**Problem to work on:** Exactly as written, quote every line that follows, skipping the images.

**Data block:**
***

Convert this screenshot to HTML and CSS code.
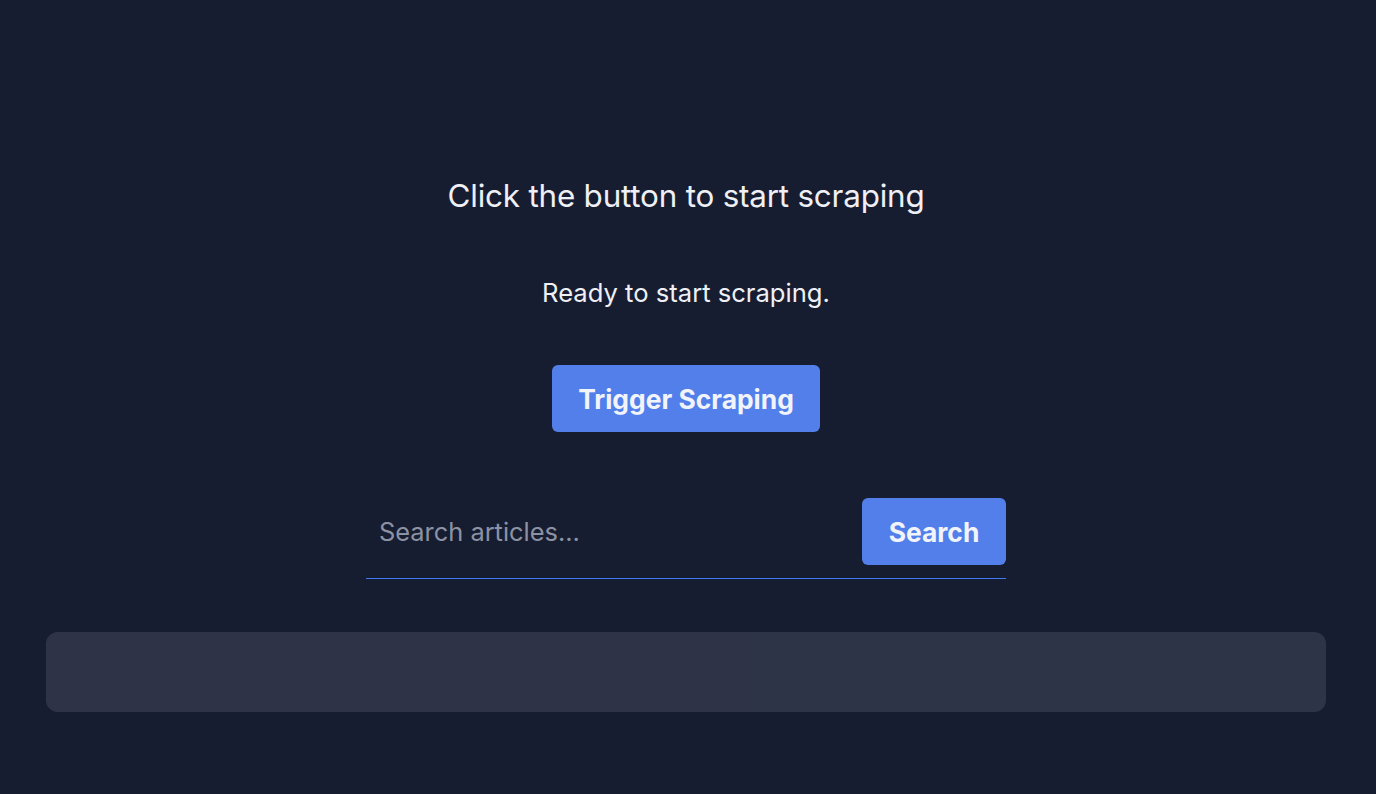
FILE: index.html
```html
<!DOCTYPE html>
<html lang="en">
<head>
<meta charset="utf-8">
<title>Scraper</title>
<link rel="stylesheet" href="styles.css">
</head>
<body>
<main class="app">
  <h1 class="title">Click the button to start scraping</h1>
  <p class="status">Ready to start scraping.</p>
  <button class="btn btn-trigger">Trigger Scraping</button>
  <form class="search">
    <input class="search-input" type="text" placeholder="Search articles...">
    <button class="btn btn-search" type="button">Search</button>
  </form>
  <section class="results"></section>
</main>
</body>
</html>
```

FILE: styles.css
```css
* { box-sizing: border-box; }
html, body { margin: 0; height: 100%; }
body {
  background: #171d30;
  font-family: Inter, "Noto Sans", sans-serif;
  color: #eef0f6;
}
.app {
  display: flex;
  flex-direction: column;
  align-items: center;
  padding: 177px 50px 0 46px;
}
.title {
  margin: 0;
  font-size: 31.4px;
  font-weight: 400;
  line-height: 38px;
  letter-spacing: -0.2px;
}
.status {
  margin: 63px 0 0;
  font-size: 25.6px;
  line-height: 30px;
}
.btn {
  border: none;
  border-radius: 6px;
  background: #537fea;
  color: #f2f4fb;
  font-family: inherit;
  font-weight: 700;
  font-size: 26.4px;
  cursor: pointer;
}
.btn-trigger {
  margin-top: 57px;
  width: 268px;
  height: 67px;
}
.search {
  margin-top: 66px;
  width: 640px;
  display: flex;
  align-items: center;
  padding-bottom: 13px;
  border-bottom: 1px solid #3f78f2;
}
.search-input {
  flex: 1;
  height: 67px;
  background: transparent;
  border: none;
  outline: none;
  padding: 0 13px;
  font-family: inherit;
  font-size: 25.4px;
  color: #eef0f6;
}
.search-input::placeholder { color: #8c92a3; }
.btn-search {
  width: 144px;
  height: 67px;
}
.results {
  margin-top: 53px;
  width: 100%;
  height: 80px;
  border-radius: 12px;
  background: linear-gradient(90deg, #2f3347, #2d3447);
}
```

***

**Output:**
Convert this screenshot to HTML and CSS code.
FILE: index.html
```html
<!DOCTYPE html>
<html lang="en">
<head>
<meta charset="utf-8">
<title>Scraper</title>
<link rel="stylesheet" href="styles.css">
</head>
<body>
<main class="app">
  <h1 class="title">Click the button to start scraping</h1>
  <p class="status">Ready to start scraping.</p>
  <button class="btn btn-trigger">Trigger Scraping</button>
  <form class="search">
    <input class="search-input" type="text" placeholder="Search articles...">
    <button class="btn btn-search" type="button">Search</button>
  </form>
  <section class="results"></section>
</main>
</body>
</html>
```

FILE: styles.css
```css
* { box-sizing: border-box; }
html, body { margin: 0; height: 100%; }
body {
  background: #171d30;
  font-family: Inter, "Noto Sans", sans-serif;
  color: #eef0f6;
}
.app {
  display: flex;
  flex-direction: column;
  align-items: center;
  padding: 177px 50px 0 46px;
}
.title {
  margin: 0;
  font-size: 31.4px;
  font-weight: 400;
  line-height: 38px;
  letter-spacing: -0.2px;
}
.status {
  margin: 63px 0 0;
  font-size: 25.6px;
  line-height: 30px;
}
.btn {
  border: none;
  border-radius: 6px;
  background: #537fea;
  color: #f2f4fb;
  font-family: inherit;
  font-weight: 700;
  font-size: 26.4px;
  cursor: pointer;
}
.btn-trigger {
  margin-top: 57px;
  width: 268px;
  height: 67px;
}
.search {
  margin-top: 66px;
  width: 640px;
  display: flex;
  align-items: center;
  padding-bottom: 13px;
  border-bottom: 1px solid #3f78f2;
}
.search-input {
  flex: 1;
  height: 67px;
  background: transparent;
  border: none;
  outline: none;
  padding: 0 13px;
  font-family: inherit;
  font-size: 25.4px;
  color: #eef0f6;
}
.search-input::placeholder { color: #8c92a3; }
.btn-search {
  width: 144px;
  height: 67px;
}
.results {
  margin-top: 53px;
  width: 100%;
  height: 80px;
  border-radius: 12px;
  background: linear-gradient(90deg, #2f3347, #2d3447);
}
```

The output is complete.